#### [DATA TO PROCESS]
— Start —
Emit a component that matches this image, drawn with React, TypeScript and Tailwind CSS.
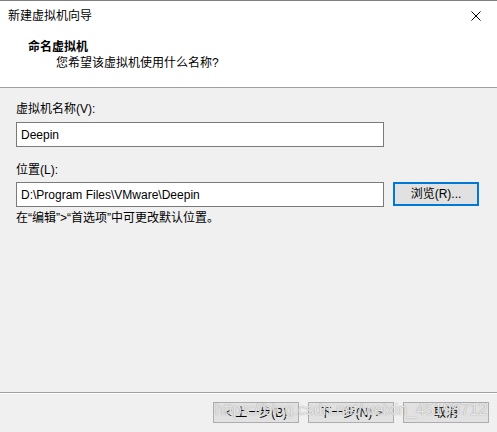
— End —
— Start —
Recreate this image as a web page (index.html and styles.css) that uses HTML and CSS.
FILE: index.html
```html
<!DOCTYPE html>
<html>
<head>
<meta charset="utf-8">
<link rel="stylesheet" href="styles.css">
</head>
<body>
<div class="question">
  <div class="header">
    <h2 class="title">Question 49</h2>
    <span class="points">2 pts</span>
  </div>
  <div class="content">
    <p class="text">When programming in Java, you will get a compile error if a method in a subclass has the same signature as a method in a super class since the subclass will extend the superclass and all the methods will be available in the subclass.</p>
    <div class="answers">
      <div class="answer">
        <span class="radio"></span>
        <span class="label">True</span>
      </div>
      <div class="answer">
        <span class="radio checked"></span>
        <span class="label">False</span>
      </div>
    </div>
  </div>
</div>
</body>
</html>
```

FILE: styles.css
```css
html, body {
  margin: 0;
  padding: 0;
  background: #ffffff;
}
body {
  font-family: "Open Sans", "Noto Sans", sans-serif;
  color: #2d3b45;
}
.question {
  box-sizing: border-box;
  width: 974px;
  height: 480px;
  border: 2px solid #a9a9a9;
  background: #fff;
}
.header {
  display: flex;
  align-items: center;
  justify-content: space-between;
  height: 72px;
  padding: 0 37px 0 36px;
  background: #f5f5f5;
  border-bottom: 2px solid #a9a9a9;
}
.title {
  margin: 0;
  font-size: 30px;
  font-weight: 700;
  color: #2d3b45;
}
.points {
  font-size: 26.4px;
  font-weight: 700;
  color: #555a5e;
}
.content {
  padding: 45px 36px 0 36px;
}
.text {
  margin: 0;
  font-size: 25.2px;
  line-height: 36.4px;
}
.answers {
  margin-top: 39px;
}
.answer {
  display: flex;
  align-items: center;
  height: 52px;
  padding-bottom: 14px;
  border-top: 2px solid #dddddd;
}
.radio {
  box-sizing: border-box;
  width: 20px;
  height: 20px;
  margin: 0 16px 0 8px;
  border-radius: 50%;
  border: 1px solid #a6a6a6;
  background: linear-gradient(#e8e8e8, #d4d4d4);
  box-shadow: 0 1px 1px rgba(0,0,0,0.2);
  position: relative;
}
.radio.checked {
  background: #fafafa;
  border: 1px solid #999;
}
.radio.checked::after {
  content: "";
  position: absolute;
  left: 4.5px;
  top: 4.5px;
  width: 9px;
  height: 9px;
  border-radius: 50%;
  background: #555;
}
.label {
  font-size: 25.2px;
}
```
— End —
— Start —
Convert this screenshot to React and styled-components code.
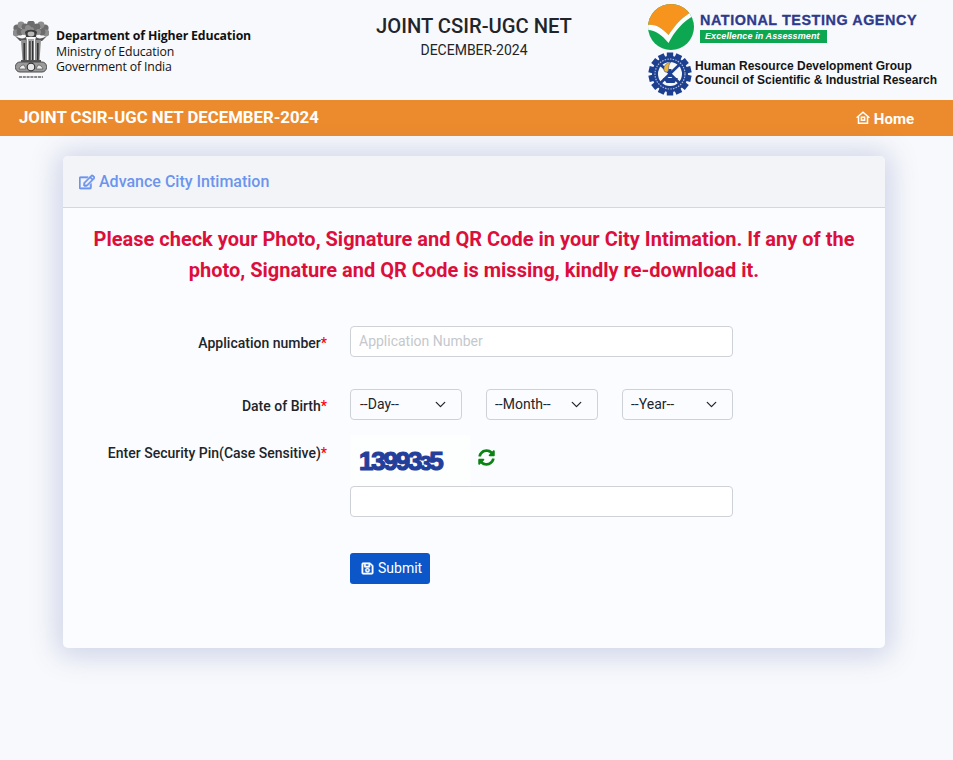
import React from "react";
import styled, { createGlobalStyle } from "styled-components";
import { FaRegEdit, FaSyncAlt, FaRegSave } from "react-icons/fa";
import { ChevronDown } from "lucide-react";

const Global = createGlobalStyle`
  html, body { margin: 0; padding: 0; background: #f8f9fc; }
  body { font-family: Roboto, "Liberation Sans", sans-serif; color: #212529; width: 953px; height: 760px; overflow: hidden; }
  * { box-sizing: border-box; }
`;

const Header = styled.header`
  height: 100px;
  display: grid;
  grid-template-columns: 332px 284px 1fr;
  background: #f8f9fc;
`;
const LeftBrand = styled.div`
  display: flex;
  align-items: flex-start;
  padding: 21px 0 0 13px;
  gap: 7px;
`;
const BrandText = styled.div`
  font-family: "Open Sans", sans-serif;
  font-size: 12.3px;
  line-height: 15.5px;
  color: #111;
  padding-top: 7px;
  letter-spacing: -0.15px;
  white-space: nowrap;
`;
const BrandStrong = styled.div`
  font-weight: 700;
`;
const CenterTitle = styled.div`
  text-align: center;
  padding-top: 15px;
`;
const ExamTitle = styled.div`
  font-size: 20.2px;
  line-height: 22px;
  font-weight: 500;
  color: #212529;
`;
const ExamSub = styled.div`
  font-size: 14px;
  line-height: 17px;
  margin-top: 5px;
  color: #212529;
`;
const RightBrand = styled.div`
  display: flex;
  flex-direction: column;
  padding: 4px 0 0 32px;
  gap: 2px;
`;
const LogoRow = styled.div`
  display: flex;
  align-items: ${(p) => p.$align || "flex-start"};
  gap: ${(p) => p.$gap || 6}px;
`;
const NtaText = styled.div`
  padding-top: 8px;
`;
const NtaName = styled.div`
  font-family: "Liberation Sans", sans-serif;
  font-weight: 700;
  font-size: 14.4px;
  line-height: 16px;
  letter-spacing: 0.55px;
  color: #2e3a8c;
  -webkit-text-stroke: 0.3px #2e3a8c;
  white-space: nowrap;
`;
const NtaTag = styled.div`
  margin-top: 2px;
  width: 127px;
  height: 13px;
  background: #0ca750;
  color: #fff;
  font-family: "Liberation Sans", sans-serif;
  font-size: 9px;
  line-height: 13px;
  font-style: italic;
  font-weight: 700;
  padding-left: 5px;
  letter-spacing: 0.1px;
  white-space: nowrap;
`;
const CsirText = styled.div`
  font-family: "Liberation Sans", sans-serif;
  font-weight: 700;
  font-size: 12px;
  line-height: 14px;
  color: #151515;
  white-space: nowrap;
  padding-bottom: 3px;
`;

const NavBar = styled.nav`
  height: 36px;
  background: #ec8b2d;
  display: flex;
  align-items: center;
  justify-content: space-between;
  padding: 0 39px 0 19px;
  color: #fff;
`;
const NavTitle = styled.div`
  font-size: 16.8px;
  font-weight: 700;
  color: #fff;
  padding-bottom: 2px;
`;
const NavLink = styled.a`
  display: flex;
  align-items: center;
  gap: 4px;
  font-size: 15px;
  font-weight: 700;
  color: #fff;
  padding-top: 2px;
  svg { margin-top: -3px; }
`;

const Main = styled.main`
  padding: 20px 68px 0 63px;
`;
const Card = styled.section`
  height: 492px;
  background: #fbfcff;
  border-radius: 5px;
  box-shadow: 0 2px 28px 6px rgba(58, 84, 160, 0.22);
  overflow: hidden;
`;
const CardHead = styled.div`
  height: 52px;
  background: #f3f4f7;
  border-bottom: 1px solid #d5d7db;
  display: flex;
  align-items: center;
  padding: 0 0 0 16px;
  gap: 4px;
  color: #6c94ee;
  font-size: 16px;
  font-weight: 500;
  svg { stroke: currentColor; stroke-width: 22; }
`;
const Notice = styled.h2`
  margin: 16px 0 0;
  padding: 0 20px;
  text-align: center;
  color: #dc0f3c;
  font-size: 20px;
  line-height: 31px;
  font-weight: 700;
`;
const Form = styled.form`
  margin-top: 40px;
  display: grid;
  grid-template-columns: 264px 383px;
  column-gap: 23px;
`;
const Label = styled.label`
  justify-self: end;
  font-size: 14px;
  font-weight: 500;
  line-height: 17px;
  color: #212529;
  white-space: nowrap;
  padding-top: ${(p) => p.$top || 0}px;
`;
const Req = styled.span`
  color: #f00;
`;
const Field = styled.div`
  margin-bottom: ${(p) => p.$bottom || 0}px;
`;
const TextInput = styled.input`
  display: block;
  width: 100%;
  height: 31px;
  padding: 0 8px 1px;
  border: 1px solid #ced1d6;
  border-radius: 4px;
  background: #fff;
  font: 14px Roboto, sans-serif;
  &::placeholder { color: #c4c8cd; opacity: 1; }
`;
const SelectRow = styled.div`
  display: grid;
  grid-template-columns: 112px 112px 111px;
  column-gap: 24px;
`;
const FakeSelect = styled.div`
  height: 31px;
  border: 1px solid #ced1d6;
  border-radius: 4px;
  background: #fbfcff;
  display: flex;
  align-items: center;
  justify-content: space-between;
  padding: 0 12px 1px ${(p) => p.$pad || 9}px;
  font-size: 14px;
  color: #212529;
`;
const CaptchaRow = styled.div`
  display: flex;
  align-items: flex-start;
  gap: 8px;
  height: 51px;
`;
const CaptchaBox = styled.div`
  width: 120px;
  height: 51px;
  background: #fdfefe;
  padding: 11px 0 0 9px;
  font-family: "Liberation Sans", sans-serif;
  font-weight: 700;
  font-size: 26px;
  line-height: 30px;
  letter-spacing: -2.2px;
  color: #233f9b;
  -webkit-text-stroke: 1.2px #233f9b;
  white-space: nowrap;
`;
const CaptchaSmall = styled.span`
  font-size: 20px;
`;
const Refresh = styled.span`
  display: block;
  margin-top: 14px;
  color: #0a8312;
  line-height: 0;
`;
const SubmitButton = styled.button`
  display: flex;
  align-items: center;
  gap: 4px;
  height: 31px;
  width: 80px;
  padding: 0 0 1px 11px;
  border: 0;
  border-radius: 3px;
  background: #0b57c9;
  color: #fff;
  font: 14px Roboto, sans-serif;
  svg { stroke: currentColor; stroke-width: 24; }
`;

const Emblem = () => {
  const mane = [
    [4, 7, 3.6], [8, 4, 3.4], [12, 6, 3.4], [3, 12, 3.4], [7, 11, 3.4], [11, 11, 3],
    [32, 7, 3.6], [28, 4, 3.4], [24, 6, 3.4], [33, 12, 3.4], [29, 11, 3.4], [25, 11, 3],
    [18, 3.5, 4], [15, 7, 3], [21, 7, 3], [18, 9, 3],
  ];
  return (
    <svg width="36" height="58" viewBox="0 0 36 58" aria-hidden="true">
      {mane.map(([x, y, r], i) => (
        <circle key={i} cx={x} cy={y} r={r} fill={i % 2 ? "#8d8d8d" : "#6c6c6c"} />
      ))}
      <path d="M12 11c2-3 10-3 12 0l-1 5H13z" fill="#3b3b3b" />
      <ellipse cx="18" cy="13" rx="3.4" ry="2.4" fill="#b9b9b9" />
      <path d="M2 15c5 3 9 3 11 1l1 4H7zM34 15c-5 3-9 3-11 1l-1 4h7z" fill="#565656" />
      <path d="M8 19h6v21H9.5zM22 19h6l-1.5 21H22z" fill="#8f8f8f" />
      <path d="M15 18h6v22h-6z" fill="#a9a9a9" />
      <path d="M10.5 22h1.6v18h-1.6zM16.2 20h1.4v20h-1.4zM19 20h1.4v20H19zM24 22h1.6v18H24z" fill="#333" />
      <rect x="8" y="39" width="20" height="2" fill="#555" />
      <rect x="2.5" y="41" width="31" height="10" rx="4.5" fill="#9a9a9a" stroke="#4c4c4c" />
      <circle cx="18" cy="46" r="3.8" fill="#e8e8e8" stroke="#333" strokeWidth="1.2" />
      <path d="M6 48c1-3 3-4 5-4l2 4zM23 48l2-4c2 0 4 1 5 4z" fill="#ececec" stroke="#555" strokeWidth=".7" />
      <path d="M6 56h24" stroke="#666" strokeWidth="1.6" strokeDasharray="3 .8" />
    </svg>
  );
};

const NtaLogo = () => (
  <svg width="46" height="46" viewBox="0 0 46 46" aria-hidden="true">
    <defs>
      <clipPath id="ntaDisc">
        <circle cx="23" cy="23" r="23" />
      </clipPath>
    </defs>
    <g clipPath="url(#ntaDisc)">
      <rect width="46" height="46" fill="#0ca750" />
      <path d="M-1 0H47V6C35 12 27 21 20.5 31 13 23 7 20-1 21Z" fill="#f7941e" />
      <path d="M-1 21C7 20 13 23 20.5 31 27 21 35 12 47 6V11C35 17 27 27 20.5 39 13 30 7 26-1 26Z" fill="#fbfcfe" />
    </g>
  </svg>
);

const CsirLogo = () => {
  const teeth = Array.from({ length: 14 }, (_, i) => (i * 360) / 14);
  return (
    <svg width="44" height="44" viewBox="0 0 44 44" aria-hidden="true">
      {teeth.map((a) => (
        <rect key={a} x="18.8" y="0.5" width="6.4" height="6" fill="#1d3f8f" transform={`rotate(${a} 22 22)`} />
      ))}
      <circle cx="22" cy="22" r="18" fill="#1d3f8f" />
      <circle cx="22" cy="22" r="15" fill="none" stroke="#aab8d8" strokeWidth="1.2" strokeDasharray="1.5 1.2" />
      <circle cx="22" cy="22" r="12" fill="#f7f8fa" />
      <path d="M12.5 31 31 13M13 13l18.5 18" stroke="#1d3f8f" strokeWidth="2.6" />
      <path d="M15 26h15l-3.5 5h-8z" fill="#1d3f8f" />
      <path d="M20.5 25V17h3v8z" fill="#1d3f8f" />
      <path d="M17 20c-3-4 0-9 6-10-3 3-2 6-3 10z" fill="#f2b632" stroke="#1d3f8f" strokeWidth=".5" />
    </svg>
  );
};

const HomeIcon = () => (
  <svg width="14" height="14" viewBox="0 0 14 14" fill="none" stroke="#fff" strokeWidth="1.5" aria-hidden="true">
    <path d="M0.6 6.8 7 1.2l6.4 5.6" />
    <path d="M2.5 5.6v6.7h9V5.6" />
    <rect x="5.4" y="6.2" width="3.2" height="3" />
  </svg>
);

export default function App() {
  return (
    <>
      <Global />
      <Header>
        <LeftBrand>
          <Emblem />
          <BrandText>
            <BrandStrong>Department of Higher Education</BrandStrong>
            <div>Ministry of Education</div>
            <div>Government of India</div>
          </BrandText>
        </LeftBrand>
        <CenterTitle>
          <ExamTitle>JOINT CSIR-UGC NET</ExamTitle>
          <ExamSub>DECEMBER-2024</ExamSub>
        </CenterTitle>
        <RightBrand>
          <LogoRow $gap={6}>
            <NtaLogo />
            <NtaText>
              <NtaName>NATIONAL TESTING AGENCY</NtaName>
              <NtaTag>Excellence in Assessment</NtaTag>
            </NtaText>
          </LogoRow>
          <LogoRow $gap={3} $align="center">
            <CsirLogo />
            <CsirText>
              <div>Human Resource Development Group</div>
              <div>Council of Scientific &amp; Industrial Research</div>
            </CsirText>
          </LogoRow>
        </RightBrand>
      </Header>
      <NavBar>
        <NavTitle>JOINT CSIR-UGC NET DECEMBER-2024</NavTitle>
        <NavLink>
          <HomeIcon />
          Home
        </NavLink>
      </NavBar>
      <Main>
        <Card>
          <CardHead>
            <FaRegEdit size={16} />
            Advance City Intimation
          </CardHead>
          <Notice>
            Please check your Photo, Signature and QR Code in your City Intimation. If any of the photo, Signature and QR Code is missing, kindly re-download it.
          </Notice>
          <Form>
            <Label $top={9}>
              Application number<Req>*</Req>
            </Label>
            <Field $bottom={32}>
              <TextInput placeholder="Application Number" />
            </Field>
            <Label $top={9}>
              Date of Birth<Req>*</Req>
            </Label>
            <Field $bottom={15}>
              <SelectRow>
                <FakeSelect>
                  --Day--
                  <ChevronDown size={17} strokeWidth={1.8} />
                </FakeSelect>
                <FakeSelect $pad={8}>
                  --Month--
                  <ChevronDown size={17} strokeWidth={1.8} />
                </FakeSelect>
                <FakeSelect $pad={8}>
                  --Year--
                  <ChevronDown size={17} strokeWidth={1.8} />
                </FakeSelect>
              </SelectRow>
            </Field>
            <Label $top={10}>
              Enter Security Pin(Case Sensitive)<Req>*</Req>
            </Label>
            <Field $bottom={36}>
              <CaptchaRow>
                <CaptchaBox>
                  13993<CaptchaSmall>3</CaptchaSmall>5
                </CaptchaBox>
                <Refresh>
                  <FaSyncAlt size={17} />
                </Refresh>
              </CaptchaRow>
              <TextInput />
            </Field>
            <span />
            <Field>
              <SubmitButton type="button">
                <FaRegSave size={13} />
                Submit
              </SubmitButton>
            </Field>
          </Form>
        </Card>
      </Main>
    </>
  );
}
— End —
#### [WHAT THIS TASK INVOLVES]
Collect each line containing the string "that".

#### [OUTPUT FOR THIS EXERCISE]
Emit a component that matches this image, drawn with React, TypeScript and Tailwind CSS.
Recreate this image as a web page (index.html and styles.css) that uses HTML and CSS.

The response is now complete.